Apprendre à jouer sur scène mais aussi apprendre à vivre ensemble loin de tout et de tous ceux qui faisaient le quotidien. Depuis le printemps, les quatre garçons n’ont que très rarement posé le pied chez eux. “Parfois, je reçois un texto d’un ami, et la seule réponse que je peux lui donner c’est : “Salut, je suis content d’avoir de tes nouvelles, mais on ne pourra pas se voir avant deux mois” ou : “Désolé, je ne pourrai pas aller boire un verre avec toi demain parce que je serai à Dallas”. Ce n’est pas évident”, concède Joe. Plus tard, dans la salle, les bras chargés d’un paquet bricolé par ses frères et soeurs, la mère de Thom serrera son fils dans les bras comme si elle ne l’avait pas vu depuis deux ans.

C’est marrant de voir à quel point mes conversations avec ma famille et mes amis ont changé.

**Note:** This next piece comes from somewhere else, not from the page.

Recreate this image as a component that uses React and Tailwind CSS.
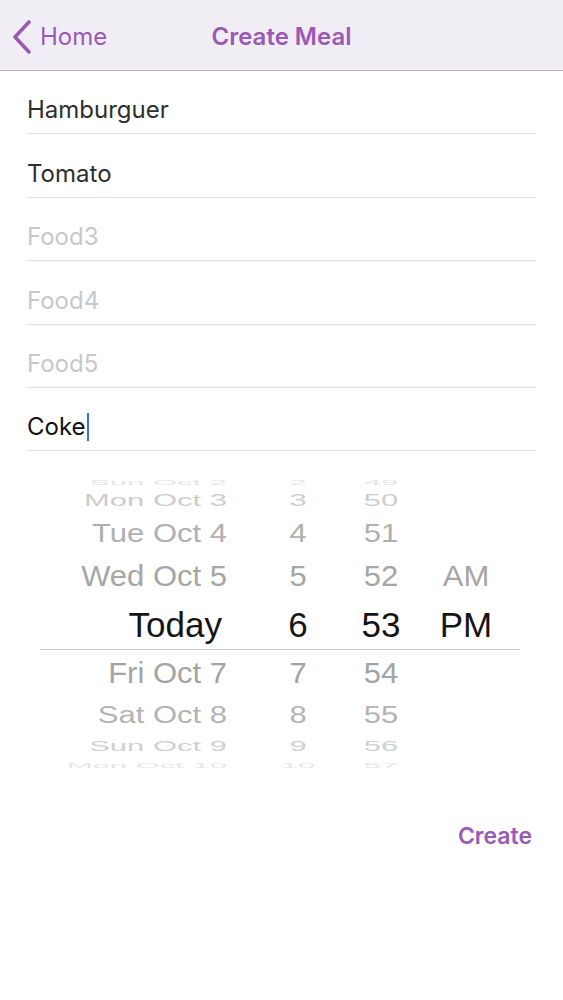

La dernière fois que j’ai pu rentrer à la maison, je suis allé voir mes potes et toutes leurs questions portaient sur Alt-J. Si j’avais un pote dans un groupe, je ferais pareil, donc je comprends parfaitement, mais parfois, j’aimerais parler d’autre chose”, ajoute le chanteur avant de comparer le quatuor à “un couple marié”. La comparaison n’est pas anodine. Comme de jeunes ados amoureux apprenant à dompter la vie de couple, les membres d’Alt-J ont passé l’année en autarcie, à apprendre les ficelles d’une industrie de la musique prête à les avaler tout crus.

Jouer tous les soirs, comprendre leur contrat, bien s’entourer, ne pas faire confiance à n’importe qui, assumer les heures de promo, gérer l’attention des médias et la pression : autant de choses que le groupe, très soudé, a découvertes de façon empirique. “Au début, on a tous ressenti la pression d’être signés sur un label, d’avoir un management, une équipe derrière nous. On se disait ‘il faut qu’on le fasse, on n’a pas le choix’, souffle Gwil qui avoue être “moins maladroit qu’avant” avec les gens qu’il rencontre aujourd’hui. S’il le rejoint sur la confiance en soi, Joe malgré tout tempère : “On est loin de toute l’attention qu’on nous porte finalement. On a cette barrière – que l’on n’a pas installée intentionnellement mais qui est là parce que la tournée veut ça – qui nous protège de toute l’effervescence qu’il y a autour de nous.

Impossible pourtant de l’ignorer totalement. Nominé au Mercury Prize aux côtés de onze autres groupes, Alt-J était, au moment de notre visite à Leeds, en tête de liste des vainqueurs potentiels du prestigieux prix du meilleur album britannique de l’année chez les bookmakers anglais. Avant de monter sur la scène du Cockpit devant une salle comble, hurlant les paroles de ses chansons, Gus se marrait : “Si Plan B gagne, on pourra toujours dire (il prend une voix blasée) ‘Ok, super, Plan B a gagné, viens on va rejoindre Django Django et dire du mal de lui avec eux’, alors que si Django Django gagne, je me dirai ‘je le savais, putain je le savais… On n’est pas mauvais, mais ils sont meilleurs que nous’.”

Les bookmakers ne s’étaient pourtant pas trompés : le 1er novembre, Alt-J a remporté le Mercury Prize 2012, voyant ses ventes d’albums grimper de plus de 400 %. De quoi repartir pour une année sur les routes, baume au cœur, triangle en bandoulière.

 

En concert à Paris le 24 février (Trianon) et le 25 février (La Cigale).